Para aproveitar lançamento d’O Esquema Fenício, novo filme de Wes Anderson, decidimos resgatar um texto que publicamos em janeiro de 2022 sobre outra das mais recentes produções do diretor: A Crônica Francesa. O uso da tipografia como elemento narrativo no filme é incrível, e deve muito a uma designer específica, que colaborou com Wes Anderson na maioria dos seus filmes: Annie Atkins, especializada em design gráfico para cinema.
O Wes Anderson tem se tornado uma figura intrigante para mim (mais do que antes). Parece que virou uma referência tão difundida e óbvia, que agora o novo legal é falar mal dele. Já perdi as contas de quantas vezes eu ouvi ou li a frase “Wes Anderson se tornou uma paródia dele mesmo”.
Além de ser forte candidata a virar um clichê, ainda acho a frase equivocada. Tudo bem, admito que ainda não vi O Esquema Fenício, mas antes dele veio o Asteroid City, que não tem nada de paródia, na minha opinião. O filme traz temas e até gêneros novos para a filmografia dele (por exemplo, explorações de sci-fi que ele nunca tinha feitos antes e uma ambientação com um toque de western).
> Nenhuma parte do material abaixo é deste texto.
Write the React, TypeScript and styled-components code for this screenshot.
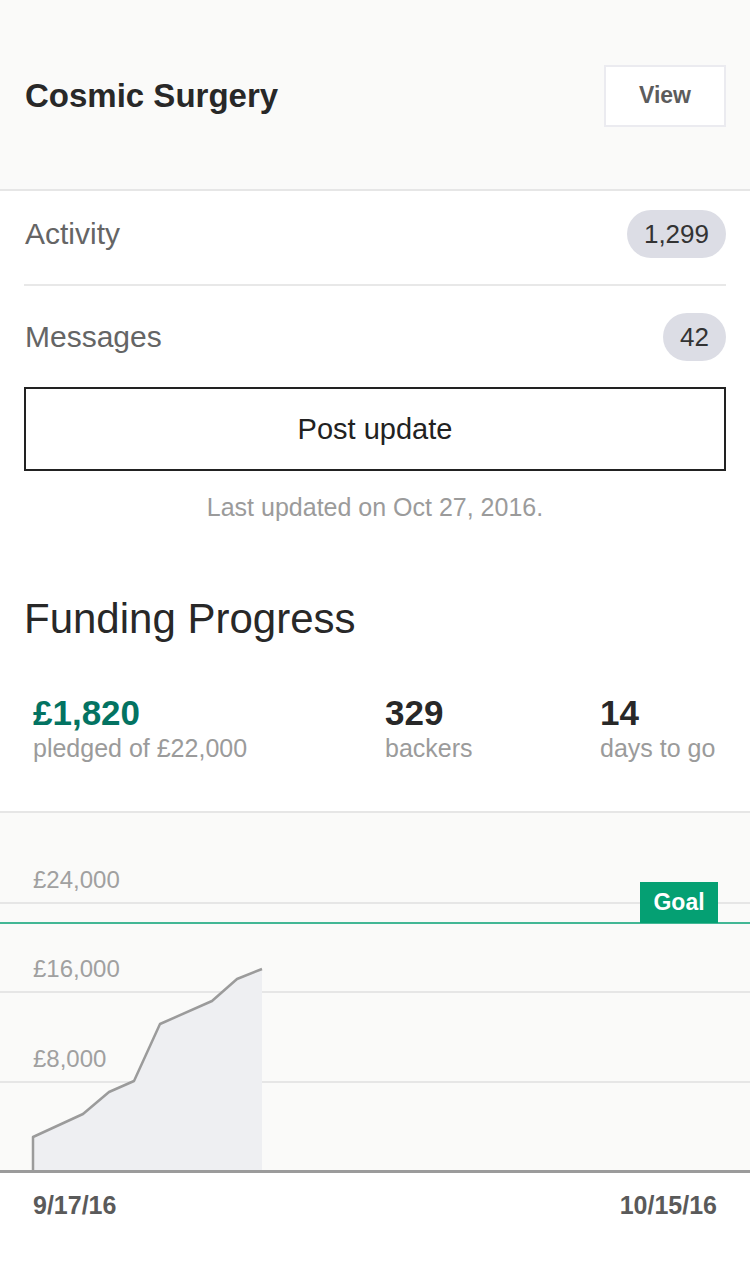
import styled, { createGlobalStyle } from 'styled-components'

const GlobalStyle = createGlobalStyle`
  html, body {
    margin: 0;
    padding: 0;
    background: #ffffff;
  }
  body {
    font-family: 'Liberation Sans', Arial, sans-serif;
    color: #282828;
  }
`

const Page = styled.div`
  width: 750px;
  min-height: 1279px;
  background: #ffffff;
`

const Header = styled.header`
  height: 191px;
  box-sizing: border-box;
  padding: 2px 24px 0 25px;
  background: #fafaf9;
  border-bottom: 2px solid #e6e6e6;
  display: flex;
  align-items: center;
  justify-content: space-between;
`

const Title = styled.h1`
  margin: 0;
  font-size: 33px;
  font-weight: 700;
  color: #282828;
`

const ViewButton = styled.button`
  width: 122px;
  height: 62px;
  box-sizing: border-box;
  background: #ffffff;
  border: 2px solid #ebebf0;
  font-family: inherit;
  font-size: 23px;
  font-weight: 700;
  color: #5c5c5c;
  padding: 0;
`

const Row = styled.div<{ $top: number; $bottom: number }>`
  display: flex;
  align-items: center;
  justify-content: space-between;
  margin: 0 24px 0 25px;
  padding: ${(p) => p.$top}px 0 ${(p) => p.$bottom}px;
`

const Divider = styled.div`
  height: 2px;
  margin: 0 24px;
  background: #e8e8e8;
`

const RowLabel = styled.span`
  font-size: 30px;
  color: #656565;
`

const Count = styled.span`
  height: 48px;
  box-sizing: border-box;
  padding: 0 17px;
  border-radius: 24px;
  background: #dcdde5;
  display: flex;
  align-items: center;
  font-size: 26px;
  color: #333333;
`

const PostButton = styled.button`
  display: block;
  width: 702px;
  height: 84px;
  margin: 0 24px;
  box-sizing: border-box;
  background: #ffffff;
  border: 2px solid #222222;
  font-family: inherit;
  font-size: 29px;
  color: #222222;
`

const Updated = styled.p`
  margin: 22px 0 0;
  line-height: 28px;
  text-align: center;
  font-size: 25px;
  color: #9b9b9b;
`

const Heading = styled.h2`
  margin: 74px 0 0 24px;
  line-height: 48px;
  font-size: 42px;
  font-weight: 400;
  color: #282828;
`

const Stats = styled.div`
  display: grid;
  grid-template-columns: 352px 215px 1fr;
  padding: 50px 0 48px 33px;
  border-bottom: 2px solid #e6e6e6;
`

const Stat = styled.div`
  display: flex;
  flex-direction: column;
`

const StatValue = styled.span<{ $accent?: boolean }>`
  font-size: 35px;
  line-height: 40px;
  font-weight: 700;
  color: ${(p) => (p.$accent ? '#037362' : '#282828')};
`

const StatLabel = styled.span`
  font-size: 25px;
  line-height: 30px;
  color: #9b9b9b;
`

const Chart = styled.div`
  position: relative;
  height: 357px;
  background: #fafaf9;
  border-bottom: 3px solid #9b9b9b;
`

const Plot = styled.svg`
  display: block;
`

const AxisLabel = styled.span<{ $top: number }>`
  position: absolute;
  left: 33px;
  top: ${(p) => p.$top}px;
  font-size: 24px;
  line-height: 28px;
  color: #a0a0a0;
`

const GoalTag = styled.span`
  position: absolute;
  left: 640px;
  top: 69px;
  width: 78px;
  height: 41px;
  background: #05a073;
  color: #ffffff;
  font-size: 23px;
  font-weight: 700;
  display: flex;
  align-items: center;
  justify-content: center;
`

const Dates = styled.div`
  display: flex;
  justify-content: space-between;
  padding: 17px 33px 0;
  font-size: 25px;
  line-height: 30px;
  font-weight: 700;
  color: #5a5a5a;
`

const points: [number, number][] = [
  [33, 324],
  [83, 301],
  [109, 279],
  [134, 268],
  [160, 211],
  [212, 188],
  [237, 166],
  [262, 156],
]

const grid = [
  { y: 89, label: '£24,000' },
  { y: 178, label: '£16,000' },
  { y: 268, label: '£8,000' },
]

export default function App() {
  const line = `33,357 ` + points.map((p) => p.join(',')).join(' ')
  const area = `${line} 262,357`

  return (
    <>
      <GlobalStyle />
      <Page>
        <Header>
          <Title>Cosmic Surgery</Title>
          <ViewButton>View</ViewButton>
        </Header>

        <Row $top={19} $bottom={26}>
          <RowLabel>Activity</RowLabel>
          <Count>1,299</Count>
        </Row>
        <Divider />
        <Row $top={27} $bottom={26}>
          <RowLabel>Messages</RowLabel>
          <Count>42</Count>
        </Row>

        <PostButton>Post update</PostButton>
        <Updated>Last updated on Oct 27, 2016.</Updated>

        <Heading>Funding Progress</Heading>

        <Stats>
          <Stat>
            <StatValue $accent>£1,820</StatValue>
            <StatLabel>pledged of £22,000</StatLabel>
          </Stat>
          <Stat>
            <StatValue>329</StatValue>
            <StatLabel>backers</StatLabel>
          </Stat>
          <Stat>
            <StatValue>14</StatValue>
            <StatLabel>days to go</StatLabel>
          </Stat>
        </Stats>

        <Chart>
          <Plot width="750" height="357" viewBox="0 0 750 357">
            {grid.map((g) => (
              <line key={g.y} x1="0" x2="750" y1={g.y + 1} y2={g.y + 1} stroke="#e6e6e6" strokeWidth="2" />
            ))}
            <line x1="0" x2="750" y1="110" y2="110" stroke="#05a073" strokeWidth="1.5" />
            <polygon points={area} fill="#eeeff2" />
            <polyline points={line} fill="none" stroke="#9b9b9b" strokeWidth="2.5" strokeLinejoin="round" />
          </Plot>
          {grid.map((g) => (
            <AxisLabel key={g.label} $top={g.y - 36}>
              {g.label}
            </AxisLabel>
          ))}
          <GoalTag>Goal</GoalTag>
        </Chart>

        <Dates>
          <span>9/17/16</span>
          <span>10/15/16</span>
        </Dates>
      </Page>
    </>
  )
}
Para mim, Wes Anderson segue sendo um criador muito interessante de acompanhar.
Relembrando, hoje em dia, o texto que você vai ler na sequência, acho engraçado que, na época, eu já falei de cara que não gostei do filme. Hoje, nem lembro mais o motivo disso, mas certamente tenho vontade de rever e tirar a prova.
As letras de Wes Anderson (& Annie Atkins)
Texto publicado originalmente em 17 de janeiro de 2022
Recentemente, assisti “A crônica francesa”, décimo longa metragem do diretor Wes Anderson. Sendo bem sinceiro, não fiquei muito fã. Felizmente, isso não interessa. Se o filme como um todo não me agradou tanto, os letterings contidos dentro dele me encantaram o suficiente para dedicar uma edição desta newsletter.
Obcecado pelo visual e pela direção de arte dos filmes, não é coincidência que a única “designer gráfica para cinema” conhecida no mainstream do meio do design seja uma colaboradora de Wes Anderson. Annie Atkins é a designer responsável por tudo que envolve design gráfico nos filmes do diretor. Desde o cartão postal que aparece na mão de algum personagem ao letreiro de uma loja que aparece por um segundo no fundo desfocado. Aliás, segundo ela, qualquer coisa que seja exibida por um segundo na tela já é lucro, porque 95% do trabalho dela sequer é visto pelo público.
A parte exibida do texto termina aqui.